Possible 2016 result weighted to hypothetical 2016 electorate AND 1984 Dem/Rep vote share amongst "white" voters:


Republicans would pull out a 4 point win (51.8 - 47.8%) if they were somehow able to replicate Reagan/Bush '84's performance amongst whites, assuming our hypothetical electorate actually resembles 2016 turnout. 


Possible 2016 result weighted to hypothetical 2016 electorate AND 2004 Dem/Rep vote share amongst "Latino" voters:


Republicans would draw even with Democrats in 2016 if they were somehow able to replicate Bush/Cheney '04's performance with Latinos, assuming our hypothetical electorate actually resembles 2016 turnout.

Obviously, the more attractive option for Republicans would be if they could somehow manage to capture a similar portion of the white vote they received in 1984. But history makes that incredibly unlikely. Ronald Reagan's 66-34% defeat of Walter Mondale with whites in 1984 accompanied a landslide election and was not repeated before (Reagan beat Carter 56-36% among whites in 1980), nor after (HW Bush defeated Dukakis 59-40% among whites in 1988). In fact, Romney received the second highest percentage amongst white voters (59%) in any election since 1980.

Competing for a greater share of the Hispanic vote makes sense for a couple of reasons. For starters, the Hispanic share of the electorate is growing, while the white share is shrinking.

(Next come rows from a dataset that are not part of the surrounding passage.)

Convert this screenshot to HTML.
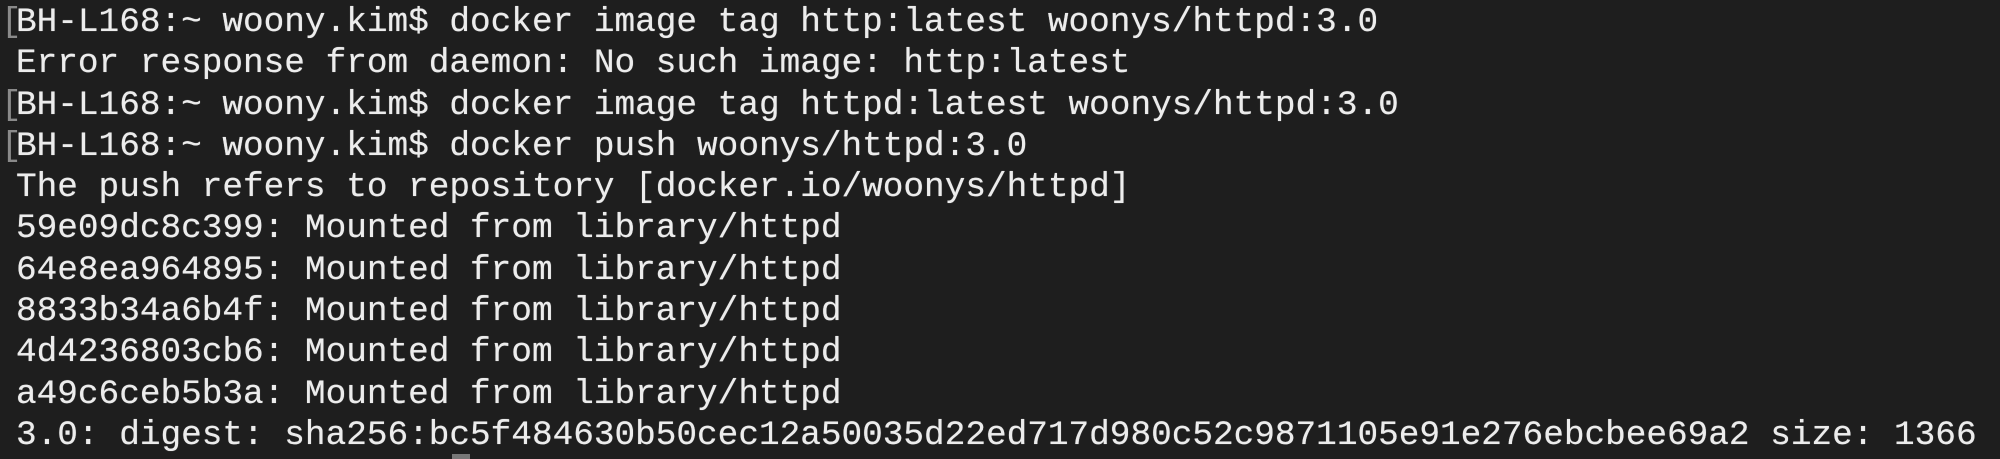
<!DOCTYPE html>
<html><head><meta charset="utf-8"><style>
html,body{margin:0;padding:0;background:#1e1e1e;width:2000px;height:459px;overflow:hidden}
pre{margin:0;position:absolute;left:16px;top:2px;font-family:"Liberation Mono",monospace;font-size:34.4px;line-height:41.3px;color:#ececec;white-space:pre;text-shadow:0 0 0.6px #ececec}
.b{position:absolute;left:1px;font-family:"Liberation Mono",monospace;font-size:34.4px;line-height:41.3px;color:#8a8a8a}
</style></head><body>
<div class="b" style="top:2px">[</div>
<div class="b" style="top:84.6px">[</div>
<div class="b" style="top:125.9px">[</div>
<pre>BH-L168:~ woony.kim$ docker image tag http:latest woonys/httpd:3.0
Error response from daemon: No such image: http:latest
BH-L168:~ woony.kim$ docker image tag httpd:latest woonys/httpd:3.0
BH-L168:~ woony.kim$ docker push woonys/httpd:3.0
The push refers to repository [docker.io/woonys/httpd]
59e09dc8c399: Mounted from library/httpd
64e8ea964895: Mounted from library/httpd
8833b34a6b4f: Mounted from library/httpd
4d4236803cb6: Mounted from library/httpd
a49c6ceb5b3a: Mounted from library/httpd
3.0: digest: sha256:bc5f484630b50cec12a50035d22ed717d980c52c9871105e91e276ebcbee69a2 size: 1366</pre>
<div style="position:absolute;left:452px;top:454px;width:18px;height:5px;background:#777"></div>
</body></html>
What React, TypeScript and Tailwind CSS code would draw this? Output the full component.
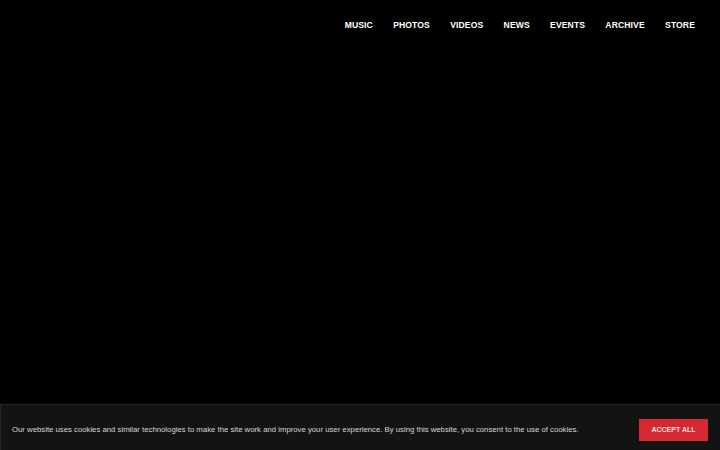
import React from "react";

const navItems = ["MUSIC", "PHOTOS", "VIDEOS", "NEWS", "EVENTS", "ARCHIVE", "STORE"];

const App: React.FC = () => {
  return (
    <div
      className="relative w-[720px] h-[450px] bg-black overflow-hidden"
      style={{ fontFamily: '"Liberation Sans", Arial, sans-serif' }}
    >
      <header className="flex justify-end pt-[20px] pr-[25px]">
        <nav className="flex gap-[20.3px]">
          {navItems.map((item) => (
            <a
              key={item}
              href="#"
              className="text-white text-[8.6px] font-bold leading-[11px] tracking-[0.1px]"
            >
              {item}
            </a>
          ))}
        </nav>
      </header>

      {/* cookie consent bar */}
      <div className="absolute left-0 right-0 top-[404px] h-[52px] bg-[#131313] border-t border-l border-[#262626] flex items-start justify-between pt-[14px] pl-[11px] pr-[12px]">
        <p className="text-[#d6d6d6] text-[7.75px] leading-[22px]">
          Our website uses cookies and similar technologies to make the site work and improve your user experience. By using this website, you consent to the use of cookies.
        </p>
        <button className="w-[69px] h-[22px] bg-[#d62a33] text-[#f4dede] text-[7px] font-bold flex items-center justify-center">
          ACCEPT ALL
        </button>
      </div>
    </div>
  );
};

export default App;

Why should the GOP fight to make further inroads in a shrinking subgroup of the electorate they already have locked down? Second, until recently (2008), the GOP has been somewhat competitive with Latino voters, receiving over 1/3 of their vote in 2004, 2000, 1984, and 1980. This would indicate that popular Republicans can do well with Hispanics (see Reagan and GW Bush), while popular Democrats DOMINATE with Hispanics (see Clinton and Obama).

Whether they like it or not, the GOP may discover soon that they can either get to 40% or better with Latinos on a regular basis, or George W. Bush may remain the last Republican President for some time to come.